## OBJECTIVE
Copy out all the lines in the records that include the word "index".

## DATA PROVIDED
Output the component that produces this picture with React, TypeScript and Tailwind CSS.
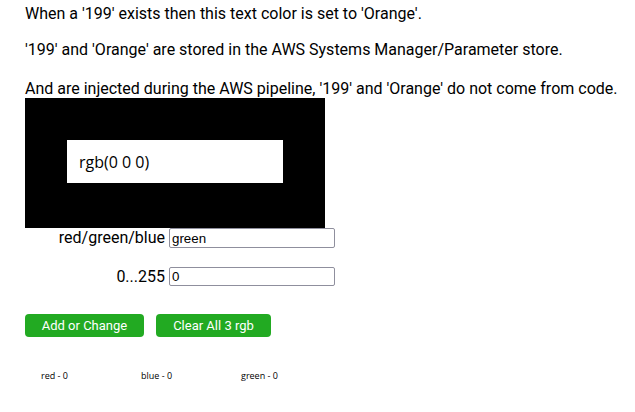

---

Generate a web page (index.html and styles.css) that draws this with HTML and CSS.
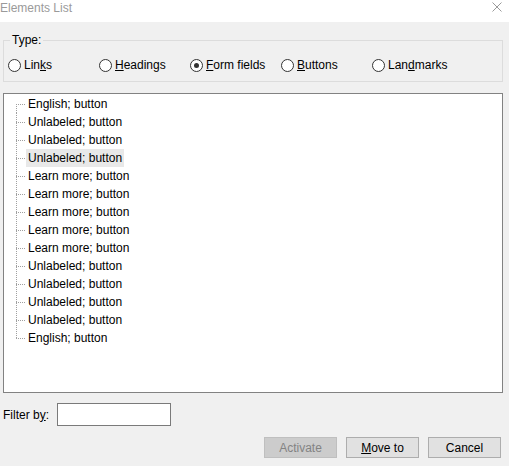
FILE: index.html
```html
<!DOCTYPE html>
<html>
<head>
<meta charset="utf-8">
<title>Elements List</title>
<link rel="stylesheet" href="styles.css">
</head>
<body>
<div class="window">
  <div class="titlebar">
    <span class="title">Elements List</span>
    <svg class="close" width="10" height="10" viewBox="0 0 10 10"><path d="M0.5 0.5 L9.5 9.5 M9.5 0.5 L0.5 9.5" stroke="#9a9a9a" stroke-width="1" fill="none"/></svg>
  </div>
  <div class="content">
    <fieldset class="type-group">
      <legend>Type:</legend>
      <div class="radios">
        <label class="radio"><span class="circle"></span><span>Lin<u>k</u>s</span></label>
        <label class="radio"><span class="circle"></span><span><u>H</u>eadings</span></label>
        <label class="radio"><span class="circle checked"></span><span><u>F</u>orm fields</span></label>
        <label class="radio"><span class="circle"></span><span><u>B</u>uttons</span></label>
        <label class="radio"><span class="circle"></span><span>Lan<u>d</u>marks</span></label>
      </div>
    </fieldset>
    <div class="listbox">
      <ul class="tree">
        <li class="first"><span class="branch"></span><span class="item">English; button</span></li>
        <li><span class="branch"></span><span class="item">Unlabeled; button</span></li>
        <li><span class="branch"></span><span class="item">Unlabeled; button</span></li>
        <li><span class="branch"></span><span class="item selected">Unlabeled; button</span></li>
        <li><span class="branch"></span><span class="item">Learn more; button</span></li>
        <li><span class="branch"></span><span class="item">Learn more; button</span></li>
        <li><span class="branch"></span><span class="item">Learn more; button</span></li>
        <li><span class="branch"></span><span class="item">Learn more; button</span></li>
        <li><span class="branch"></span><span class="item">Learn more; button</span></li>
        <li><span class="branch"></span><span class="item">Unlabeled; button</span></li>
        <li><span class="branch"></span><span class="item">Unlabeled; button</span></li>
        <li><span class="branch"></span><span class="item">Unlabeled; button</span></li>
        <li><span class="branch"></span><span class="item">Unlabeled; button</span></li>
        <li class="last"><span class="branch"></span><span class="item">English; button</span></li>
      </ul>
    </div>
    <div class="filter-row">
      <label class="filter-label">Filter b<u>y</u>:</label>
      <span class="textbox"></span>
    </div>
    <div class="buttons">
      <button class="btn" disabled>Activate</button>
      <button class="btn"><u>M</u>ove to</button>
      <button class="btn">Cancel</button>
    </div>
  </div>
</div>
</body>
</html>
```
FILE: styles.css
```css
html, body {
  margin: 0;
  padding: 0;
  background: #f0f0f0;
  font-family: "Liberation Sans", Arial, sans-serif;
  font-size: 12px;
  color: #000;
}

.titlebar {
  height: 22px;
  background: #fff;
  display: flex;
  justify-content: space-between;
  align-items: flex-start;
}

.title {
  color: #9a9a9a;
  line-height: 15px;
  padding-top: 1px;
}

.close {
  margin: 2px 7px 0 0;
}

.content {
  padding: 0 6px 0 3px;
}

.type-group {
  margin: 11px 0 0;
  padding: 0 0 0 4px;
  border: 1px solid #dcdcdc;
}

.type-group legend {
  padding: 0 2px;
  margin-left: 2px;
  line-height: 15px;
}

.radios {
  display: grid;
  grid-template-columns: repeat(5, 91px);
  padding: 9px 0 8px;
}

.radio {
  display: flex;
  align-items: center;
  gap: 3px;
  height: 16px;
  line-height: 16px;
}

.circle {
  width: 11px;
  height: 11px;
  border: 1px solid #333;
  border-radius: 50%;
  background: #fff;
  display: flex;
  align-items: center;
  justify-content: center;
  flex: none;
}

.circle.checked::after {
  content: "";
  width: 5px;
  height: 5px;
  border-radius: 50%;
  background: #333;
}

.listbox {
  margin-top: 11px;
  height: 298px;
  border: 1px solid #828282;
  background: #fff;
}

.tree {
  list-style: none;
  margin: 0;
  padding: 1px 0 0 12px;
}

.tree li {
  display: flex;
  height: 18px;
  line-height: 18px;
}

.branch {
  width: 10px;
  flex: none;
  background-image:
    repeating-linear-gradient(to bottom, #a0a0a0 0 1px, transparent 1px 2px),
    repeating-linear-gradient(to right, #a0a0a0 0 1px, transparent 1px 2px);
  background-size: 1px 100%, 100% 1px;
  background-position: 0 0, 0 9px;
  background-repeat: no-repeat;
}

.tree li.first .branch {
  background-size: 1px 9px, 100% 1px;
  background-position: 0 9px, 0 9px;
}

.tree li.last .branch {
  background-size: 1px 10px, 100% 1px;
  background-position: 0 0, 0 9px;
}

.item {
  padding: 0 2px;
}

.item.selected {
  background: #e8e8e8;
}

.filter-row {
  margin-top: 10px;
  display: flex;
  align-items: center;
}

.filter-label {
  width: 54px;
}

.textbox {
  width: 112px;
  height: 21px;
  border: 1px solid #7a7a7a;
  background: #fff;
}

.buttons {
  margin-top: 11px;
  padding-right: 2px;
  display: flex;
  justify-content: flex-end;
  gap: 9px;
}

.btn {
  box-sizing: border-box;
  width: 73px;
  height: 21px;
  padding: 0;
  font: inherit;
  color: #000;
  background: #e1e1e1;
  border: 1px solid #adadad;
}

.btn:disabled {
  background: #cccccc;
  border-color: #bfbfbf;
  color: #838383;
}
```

## THE RESULT
Generate a web page (index.html and styles.css) that draws this with HTML and CSS.
FILE: index.html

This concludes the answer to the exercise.